Provided material —
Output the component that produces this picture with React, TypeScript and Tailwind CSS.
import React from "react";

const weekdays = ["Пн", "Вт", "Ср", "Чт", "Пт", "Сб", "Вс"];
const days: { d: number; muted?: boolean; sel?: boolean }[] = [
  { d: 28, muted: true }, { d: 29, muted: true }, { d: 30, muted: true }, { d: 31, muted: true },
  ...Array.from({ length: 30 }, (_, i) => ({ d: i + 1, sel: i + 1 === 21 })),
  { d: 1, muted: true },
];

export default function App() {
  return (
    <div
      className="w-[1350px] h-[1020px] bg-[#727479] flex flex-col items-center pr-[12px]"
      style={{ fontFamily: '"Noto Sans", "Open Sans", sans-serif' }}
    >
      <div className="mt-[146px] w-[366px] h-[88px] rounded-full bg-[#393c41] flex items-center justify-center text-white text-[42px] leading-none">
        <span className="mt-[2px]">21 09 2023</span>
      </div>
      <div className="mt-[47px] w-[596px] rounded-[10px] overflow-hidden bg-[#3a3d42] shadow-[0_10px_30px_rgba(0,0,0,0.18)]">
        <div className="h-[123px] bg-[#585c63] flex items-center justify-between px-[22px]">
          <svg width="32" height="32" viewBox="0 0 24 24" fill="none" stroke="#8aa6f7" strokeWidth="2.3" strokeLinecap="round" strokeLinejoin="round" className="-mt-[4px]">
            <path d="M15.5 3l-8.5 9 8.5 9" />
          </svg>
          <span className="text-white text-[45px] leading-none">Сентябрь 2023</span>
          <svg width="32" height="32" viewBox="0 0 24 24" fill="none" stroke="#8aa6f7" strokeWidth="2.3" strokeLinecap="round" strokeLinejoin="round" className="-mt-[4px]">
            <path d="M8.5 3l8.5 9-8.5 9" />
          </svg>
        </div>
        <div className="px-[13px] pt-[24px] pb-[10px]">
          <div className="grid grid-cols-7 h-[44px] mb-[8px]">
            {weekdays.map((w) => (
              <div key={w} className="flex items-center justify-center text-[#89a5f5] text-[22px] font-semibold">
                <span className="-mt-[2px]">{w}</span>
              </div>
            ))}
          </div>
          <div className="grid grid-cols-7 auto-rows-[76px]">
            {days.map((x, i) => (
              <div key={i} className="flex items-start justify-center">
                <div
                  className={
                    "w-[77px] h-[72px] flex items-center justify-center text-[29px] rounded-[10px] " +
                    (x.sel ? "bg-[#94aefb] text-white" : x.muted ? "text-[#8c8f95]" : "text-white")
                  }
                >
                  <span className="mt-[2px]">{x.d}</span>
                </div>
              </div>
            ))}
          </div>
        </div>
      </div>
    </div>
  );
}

What the exercise asks — Type out the whole listing above again, exactly as it stands.

Exercise output —
Output the component that produces this picture with React, TypeScript and Tailwind CSS.
import React from "react";

const weekdays = ["Пн", "Вт", "Ср", "Чт", "Пт", "Сб", "Вс"];
const days: { d: number; muted?: boolean; sel?: boolean }[] = [
  { d: 28, muted: true }, { d: 29, muted: true }, { d: 30, muted: true }, { d: 31, muted: true },
  ...Array.from({ length: 30 }, (_, i) => ({ d: i + 1, sel: i + 1 === 21 })),
  { d: 1, muted: true },
];

export default function App() {
  return (
    <div
      className="w-[1350px] h-[1020px] bg-[#727479] flex flex-col items-center pr-[12px]"
      style={{ fontFamily: '"Noto Sans", "Open Sans", sans-serif' }}
    >
      <div className="mt-[146px] w-[366px] h-[88px] rounded-full bg-[#393c41] flex items-center justify-center text-white text-[42px] leading-none">
        <span className="mt-[2px]">21 09 2023</span>
      </div>
      <div className="mt-[47px] w-[596px] rounded-[10px] overflow-hidden bg-[#3a3d42] shadow-[0_10px_30px_rgba(0,0,0,0.18)]">
        <div className="h-[123px] bg-[#585c63] flex items-center justify-between px-[22px]">
          <svg width="32" height="32" viewBox="0 0 24 24" fill="none" stroke="#8aa6f7" strokeWidth="2.3" strokeLinecap="round" strokeLinejoin="round" className="-mt-[4px]">
            <path d="M15.5 3l-8.5 9 8.5 9" />
          </svg>
          <span className="text-white text-[45px] leading-none">Сентябрь 2023</span>
          <svg width="32" height="32" viewBox="0 0 24 24" fill="none" stroke="#8aa6f7" strokeWidth="2.3" strokeLinecap="round" strokeLinejoin="round" className="-mt-[4px]">
            <path d="M8.5 3l8.5 9-8.5 9" />
          </svg>
        </div>
        <div className="px-[13px] pt-[24px] pb-[10px]">
          <div className="grid grid-cols-7 h-[44px] mb-[8px]">
            {weekdays.map((w) => (
              <div key={w} className="flex items-center justify-center text-[#89a5f5] text-[22px] font-semibold">
                <span className="-mt-[2px]">{w}</span>
              </div>
            ))}
          </div>
          <div className="grid grid-cols-7 auto-rows-[76px]">
            {days.map((x, i) => (
              <div key={i} className="flex items-start justify-center">
                <div
                  className={
                    "w-[77px] h-[72px] flex items-center justify-center text-[29px] rounded-[10px] " +
                    (x.sel ? "bg-[#94aefb] text-white" : x.muted ? "text-[#8c8f95]" : "text-white")
                  }
                >
                  <span className="mt-[2px]">{x.d}</span>
                </div>
              </div>
            ))}
          </div>
        </div>
      </div>
    </div>
  );
}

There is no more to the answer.